TONAWANDA, NY (WKBW) -- Jill Beauregard recently found out she has a lump on her breast.
Lovisa Anderson has been diagnosed with cancer, months after her sister died of the disease.
What do the three women have in common? They all lived in the same Grand Island community for the past few decades.
Beauregard's three husbands have all died, two of them from cancer.
"Three times I had to start my life over. For what?" Beauregard asked? "So somebody running the Tonawanda Coke plant can get rich?"
Hundreds of people gathered at Tonawanda High School on Wednesday night to fill out health surveys. The group Citizens for Justice said it will compile the data and issue a report in a few months.

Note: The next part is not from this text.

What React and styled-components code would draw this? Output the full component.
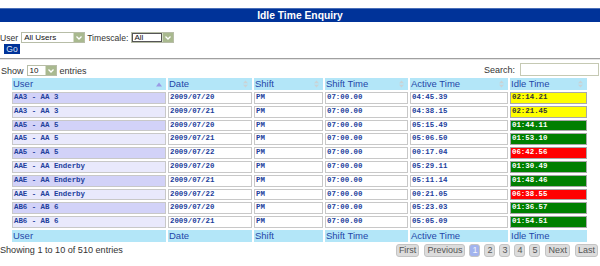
import styled, { createGlobalStyle, css } from "styled-components"

const GlobalStyle = createGlobalStyle`
  html, body { margin: 0; padding: 0; background: #fff; }
  body { font-family: "Liberation Sans", Arial, sans-serif; color: #333; }
`

const rows = [
  ["AA3 - AA 3", "2009/07/20", "PM", "07:00.00", "04:45.39", "02:14.21", "warn"],
  ["AA3 - AA 3", "2009/07/21", "PM", "07:00.00", "04:38.15", "02:21.45", "warn"],
  ["AA5 - AA 5", "2009/07/20", "PM", "07:00.00", "05:15.49", "01:44.11", "ok"],
  ["AA5 - AA 5", "2009/07/21", "PM", "07:00.00", "05:06.50", "01:53.10", "ok"],
  ["AA5 - AA 5", "2009/07/22", "PM", "07:00.00", "00:17.04", "06:42.56", "bad"],
  ["AAE - AA Enderby", "2009/07/20", "PM", "07:00.00", "05:29.11", "01:30.49", "ok"],
  ["AAE - AA Enderby", "2009/07/21", "PM", "07:00.00", "05:11.14", "01:48.46", "ok"],
  ["AAE - AA Enderby", "2009/07/22", "PM", "07:00.00", "00:21.05", "06:38.55", "bad"],
  ["AB6 - AB 6", "2009/07/20", "PM", "07:00.00", "05:23.03", "01:36.57", "ok"],
  ["AB6 - AB 6", "2009/07/21", "PM", "07:00.00", "05:05.09", "01:54.51", "ok"],
]

const columns = [
  { title: "User", width: 154, sort: "asc" },
  { title: "Date", width: 84 },
  { title: "Shift", width: 69 },
  { title: "Shift Time", width: 83 },
  { title: "Active Time", width: 98 },
  { title: "Idle Time", width: 77 },
]

const tones = {
  warn: { bg: "#ffff00", fg: "#333" },
  ok: { bg: "#007f00", fg: "#fff" },
  bad: { bg: "#ff0000", fg: "#fff" },
}

const SelectArrow = () => (
  <svg width="6" height="4" viewBox="0 0 6 4">
    <path d="M0.5 0.5 L3 3 L5.5 0.5" fill="none" stroke="#fff" strokeWidth="1.3" />
  </svg>
)

const SortIcon = ({ dir }) =>
  dir === "asc" ? (
    <svg width="6" height="5" viewBox="0 0 6 5">
      <path d="M0 4.5 L3 0.5 L6 4.5 Z" fill="#9a9ae6" />
    </svg>
  ) : (
    <svg width="5" height="8" viewBox="0 0 5 8">
      <path d="M0 3.2 L2.5 0.5 L5 3.2 Z" fill="#c9d3d6" />
      <path d="M0 4.8 L2.5 7.5 L5 4.8 Z" fill="#c9d3d6" />
    </svg>
  )

const FakeSelect = ({ value, width, height = 11, focused }) => (
  <SelectBox $width={width} $height={height}>
    <SelectValue $focused={focused}>{value}</SelectValue>
    <SelectButton>
      <SelectArrow />
    </SelectButton>
  </SelectBox>
)

export default function App() {
  return (
    <>
      <GlobalStyle />
      <Page>
        <TitleBar>Idle Time Enquiry</TitleBar>

        <FilterForm>
          <FilterRow>
            <Label>User</Label>
            <FakeSelect value="All Users" width={64} />
            <Label>Timescale:</Label>
            <FakeSelect value="All" width={43} focused />
          </FilterRow>
          <GoButton>Go</GoButton>
        </FilterForm>

        <Rule />

        <Controls>
          <LengthControl>
            <SmallText>Show</SmallText>
            <FakeSelect value="10" width={30} height={11} />
            <SmallText>entries</SmallText>
          </LengthControl>
          <SearchControl>
            <SmallText>Search:</SmallText>
            <SearchInput />
          </SearchControl>
        </Controls>

        <Table>
          <colgroup>
            {columns.map((c) => (
              <col key={c.title} style={{ width: c.width }} />
            ))}
          </colgroup>
          <thead>
            <tr>
              {columns.map((c) => (
                <HeadCell key={c.title}>
                  <HeadInner>
                    <span>{c.title}</span>
                    <SortIcon dir={c.sort} />
                  </HeadInner>
                </HeadCell>
              ))}
            </tr>
          </thead>
          <tbody>
            {rows.map((r, i) => (
              <tr key={i}>
                <UserCell $odd={i % 2 === 0}>{r[0]}</UserCell>
                <DataCell>{r[1]}</DataCell>
                <DataCell>{r[2]}</DataCell>
                <DataCell>{r[3]}</DataCell>
                <DataCell>{r[4]}</DataCell>
                <IdleCell $tone={r[6]}>{r[5]}</IdleCell>
              </tr>
            ))}
          </tbody>
          <tfoot>
            <tr>
              {columns.map((c) => (
                <HeadCell key={c.title}>{c.title}</HeadCell>
              ))}
            </tr>
          </tfoot>
        </Table>

        <Footer>
          <InfoText>Showing 1 to 10 of 510 entries</InfoText>
          <Pager>
            <PageButton>First</PageButton>
            <PageButton>Previous</PageButton>
            <PageButton $num $active>1</PageButton>
            <PageButton $num>2</PageButton>
            <PageButton $num>3</PageButton>
            <PageButton $num>4</PageButton>
            <PageButton $num>5</PageButton>
            <PageButton>Next</PageButton>
            <PageButton>Last</PageButton>
          </Pager>
        </Footer>
      </Page>
    </>
  )
}

const Page = styled.div`
  width: 600px;
  padding-top: 9px;
`

const TitleBar = styled.div`
  height: 13px;
  line-height: 13px;
  background: #003399;
  border-top: 1px solid #4a6fb8;
  margin-top: -1px;
  color: #fff;
  font-weight: bold;
  font-size: 10.3px;
  text-align: center;
`

const FilterForm = styled.div`
  padding-top: 10px;
`

const FilterRow = styled.div`
  display: flex;
  align-items: center;
  gap: 2px;
  height: 11px;
`

const Label = styled.span`
  font-size: 8.6px;
  color: #333;
  margin-right: 1px;
`

const SelectBox = styled.div`
  display: flex;
  box-sizing: border-box;
  width: ${(p) => p.$width}px;
  height: ${(p) => p.$height}px;
  border: 1px solid #b7bda7;
  background: #fff;
`

const SelectValue = styled.div`
  flex: 1;
  box-sizing: border-box;
  font-size: 8px;
  line-height: 9px;
  padding-left: 2px;
  color: #111;
  ${(p) =>
    p.$focused &&
    css`
      border: 1px solid #555;
      line-height: 7px;
      padding-left: 1px;
    `}
`

const SelectButton = styled.div`
  width: 10px;
  display: flex;
  align-items: center;
  justify-content: center;
  background: #a9b98f;
  border-left: 1px solid #d5dcc8;
`

const GoButton = styled.div`
  width: 16px;
  height: 10px;
  margin: 1px 0 0 4px;
  background: #003399;
  color: #dfe6f5;
  font-size: 8.5px;
  line-height: 10px;
  text-align: center;
`

const Rule = styled.div`
  margin-top: 4px;
  border-top: 1px solid #a0a0a0;
  border-bottom: 1px solid #e6e6e6;
`

const Controls = styled.div`
  display: flex;
  justify-content: space-between;
  align-items: center;
  height: 13px;
  margin-top: 3px;
  padding-right: 1px;
`

const LengthControl = styled.div`
  display: flex;
  align-items: center;
  gap: 2px;
  margin-top: 2px;
`

const SearchControl = styled.div`
  display: flex;
  align-items: center;
  gap: 4px;
`

const SmallText = styled.span`
  font-size: 9px;
  color: #333;
  margin: 0 1px;
`

const SearchInput = styled.div`
  box-sizing: border-box;
  width: 79px;
  height: 13px;
  border: 1px solid #c5c9b3;
  background: #fff;
`

const Table = styled.table`
  table-layout: fixed;
  width: 579px;
  margin-left: 10px;
  border-collapse: separate;
  border-spacing: 2px;
`

const HeadCell = styled.th`
  box-sizing: border-box;
  height: 12px;
  padding: 0 1px;
  background: #b3e6f8;
  color: #2446a8;
  font-size: 9.5px;
  font-weight: normal;
  text-align: left;
  line-height: 12px;
  white-space: nowrap;
`

const HeadInner = styled.div`
  display: flex;
  justify-content: space-between;
  align-items: center;
  padding-right: 3px;
`

const cellBase = css`
  box-sizing: border-box;
  height: 11.8px;
  padding: 0 1px;
  border: 1px solid #c8c8c8;
  font-family: "Liberation Mono", "Courier New", monospace;
  font-weight: bold;
  font-size: 7.4px;
  line-height: 9.8px;
  white-space: nowrap;
  overflow: hidden;
`

const DataCell = styled.td`
  ${cellBase};
  background: #fff;
  color: #22409c;
`

const UserCell = styled.td`
  ${cellBase};
  background: ${(p) => (p.$odd ? "#d2d2f8" : "#e9e9fc")};
  color: #22409c;
`

const IdleCell = styled.td`
  ${cellBase};
  background: ${(p) => tones[p.$tone].bg};
  color: ${(p) => tones[p.$tone].fg};
  border-color: #a8a8a8;
`

const Footer = styled.div`
  display: flex;
  justify-content: space-between;
  align-items: center;
  padding-right: 2px;
`

const InfoText = styled.span`
  font-size: 9.1px;
  color: #333;
`

const Pager = styled.div`
  display: flex;
  gap: 4px;
`

const PageButton = styled.span`
  box-sizing: border-box;
  height: 13px;
  padding: 0 2px;
  border: 1px solid #c4c4c4;
  border-radius: 3px;
  background: ${(p) => (p.$active ? "#a2b3ee" : "#dcdcdc")};
  color: ${(p) => (p.$active ? "#f2f4fb" : "#555")};
  font-size: 9px;
  line-height: 11px;
  text-align: center;
  min-width: ${(p) => (p.$num ? "11px" : "0")};
  margin-left: ${(p) => (p.$num ? "0" : "1px")};
`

"We're trying to build bridges between the communities," said organizer Joyce Hogenkamp "Hearing people's stories, trying to connect everybody so people don't feel alone."
Tonawanda Coke, many believe, is polluting the air in their neighborhoods and making them sick. Residents from five Tonawanda and Grand Island zip codes were invited to the meeting.
"Nothing has been done and this is the scary thing," said Anderson. "Something has to be done. Either they have to be closed or something has to happen."
Tonawanda Coke has never responded to repeated phone calls from Eyewitness News.
The company has been the subject of federal and state fines for violating environmental laws, a federal grand jury indictment and most recently a class-action lawsuit.
"People are getting sick," said Rae Selover, whose husband has been diagnosed with two types of cancer. "Nobody is doing anything about it."